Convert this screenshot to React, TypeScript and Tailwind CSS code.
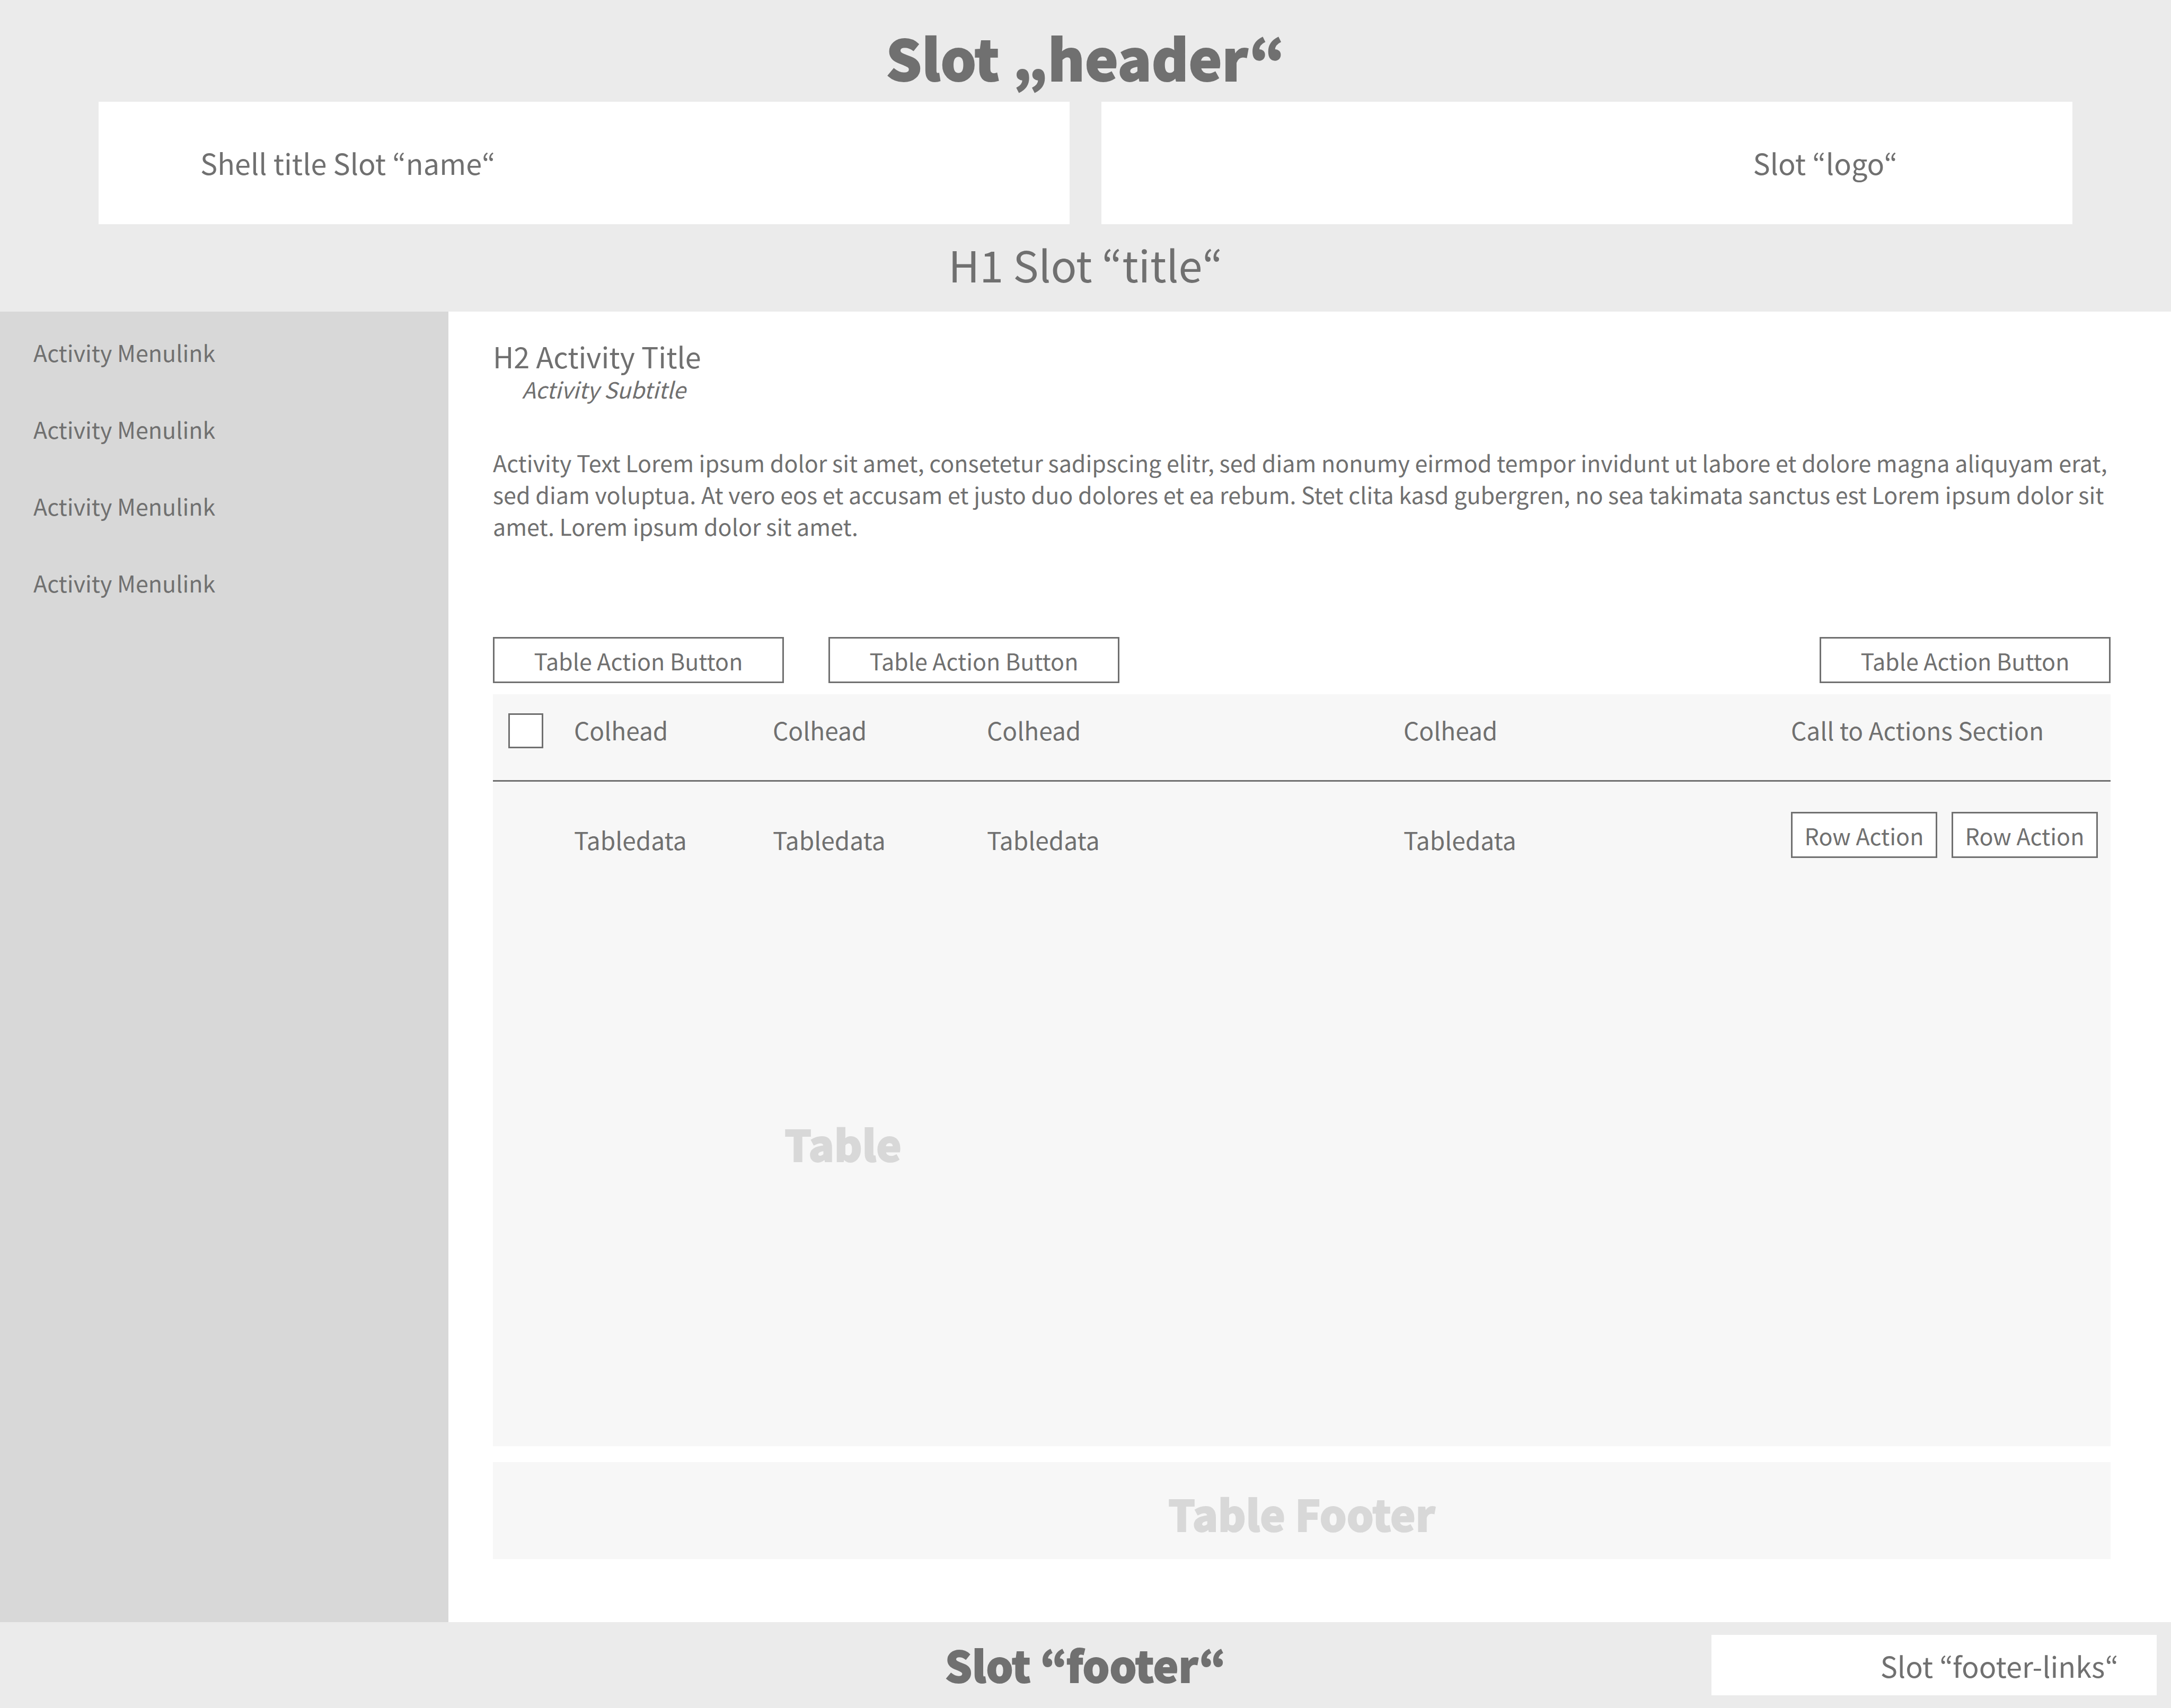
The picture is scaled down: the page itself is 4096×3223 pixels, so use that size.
const field = "border-[3px] border-[#707070] bg-white";

function ActionButton() {
  return (
    <button type="button" className={`${field} h-[87px] w-[549px] pt-[2px] text-[43px] leading-[79px]`}>
      Table Action Button
    </button>
  );
}

function RowButton() {
  return (
    <button type="button" className={`${field} h-[87px] w-[276px] pt-[2px] text-[43px] leading-[79px]`}>
      Row Action
    </button>
  );
}

const links = [1, 2, 3, 4];
const columns = [1, 2, 3, 4];
const headCell = "border-b-[3px] border-[#707070] pt-[27px] font-normal";
const heavy = "font-black [-webkit-text-stroke:2px_currentColor]";

export default function App() {
  return (
    <div className="flex min-h-screen flex-col bg-white font-['Noto_Sans_CJK_KR','Noto_Sans',sans-serif] text-[#707070]">
      <header className="flex flex-col items-center bg-[#ebebeb] px-[186px]">
        <p className={`${heavy} h-[192px] pt-[19px] text-[106px] leading-[176px]`}>Slot „header“</p>
        <div className="grid w-full grid-cols-2 gap-[60px]">
          <div className="h-[231px] bg-white px-[192px] text-[54px] leading-[229px]">Shell title Slot “name“</div>
          <div className="h-[231px] bg-white px-[330px] text-right text-[54px] leading-[229px]">Slot “logo“</div>
        </div>
        <h1 className="h-[165px] text-[81px] leading-[150px]">H1 Slot “title“</h1>
      </header>
      <div className="flex flex-1">
        <nav className="flex w-[846px] shrink-0 flex-col gap-[65px] bg-[#d8d8d8] px-[63px] pt-[36px] text-[43px] leading-[80px]">
          {links.map((n) => (
            <a key={n} href="#activity">Activity Menulink</a>
          ))}
        </nav>
        <main className="min-w-0 flex-1 pt-[44px] pr-[114px] pb-[100px] pl-[84px]">
          <h2 className="text-[54px] leading-[80px]">H2 Activity Title</h2>
          <p className="pl-[55px] text-[42px] leading-[44px] italic">Activity Subtitle</p>
          <p className="pt-[86px] text-[43px] leading-[60px]">
            Activity Text Lorem ipsum dolor sit amet, consetetur sadipscing elitr, sed diam nonumy eirmod tempor invidunt ut
            labore et dolore magna aliquyam erat, sed diam voluptua. At vero eos et accusam et justo duo dolores et ea rebum.
            Stet clita kasd gubergren, no sea takimata sanctus est Lorem ipsum dolor sit amet. Lorem ipsum dolor sit amet.
          </p>
          <div className="mt-[180px] flex gap-[84px]">
            <ActionButton />
            <ActionButton />
            <div className="ml-auto flex">
              <ActionButton />
            </div>
          </div>
          <div className="mt-[21px] h-[1419px] bg-[#f7f7f7]">
            <table className="w-full table-fixed border-separate border-spacing-0 text-left text-[46px] leading-[80px]">
              <colgroup>
                <col className="w-[153px]" />
                <col className="w-[375px]" />
                <col className="w-[404px]" />
                <col className="w-[786px]" />
                <col />
                <col className="w-[603px]" />
              </colgroup>
              <thead>
                <tr className="h-[165px] align-top">
                  <th className="border-b-[3px] border-[#707070] pt-[36px] pl-[29px]">
                    <input type="checkbox" aria-label="Select all rows" className={`${field} block size-[66px] appearance-none`} />
                  </th>
                  {columns.map((n) => (
                    <th key={n} className={headCell}>Colhead</th>
                  ))}
                  <th className={headCell}>Call to Actions Section</th>
                </tr>
              </thead>
              <tbody>
                <tr className="align-top">
                  <td />
                  {columns.map((n) => (
                    <td key={n} className="pt-[69px]">Tabledata</td>
                  ))}
                  <td className="pt-[57px]">
                    <div className="flex gap-[27px]">
                      <RowButton />
                      <RowButton />
                    </div>
                  </td>
                </tr>
              </tbody>
            </table>
            <p className={`${heavy} pt-[473px] pl-[550px] text-[80px] leading-[120px] text-[#d8d8d8]`}>Table</p>
          </div>
          <div className={`${heavy} mt-[30px] h-[183px] bg-[#f7f7f7] pt-[10px] text-center text-[80px] leading-[173px] text-[#d8d8d8]`}>
            Table Footer
          </div>
        </main>
      </div>
      <footer className="grid h-[162px] grid-cols-[1fr_auto_1fr] items-center bg-[#ebebeb] px-[27px]">
        <span />
        <p className={`${heavy} self-start text-[80px] leading-[158px]`}>Slot “footer“</p>
        <div className="h-[114px] w-[840px] justify-self-end bg-white px-[72px] text-right text-[54px] leading-[115px]">
          Slot “footer-links“
        </div>
      </footer>
    </div>
  );
}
------------------------------------
◆ **Directions for this task**
Extract every line above that contains the word "size".

◆ **Result of this exercise**
The picture is scaled down: the page itself is 4096×3223 pixels, so use that size.
                    <input type="checkbox" aria-label="Select all rows" className={`${field} block size-[66px] appearance-none`} />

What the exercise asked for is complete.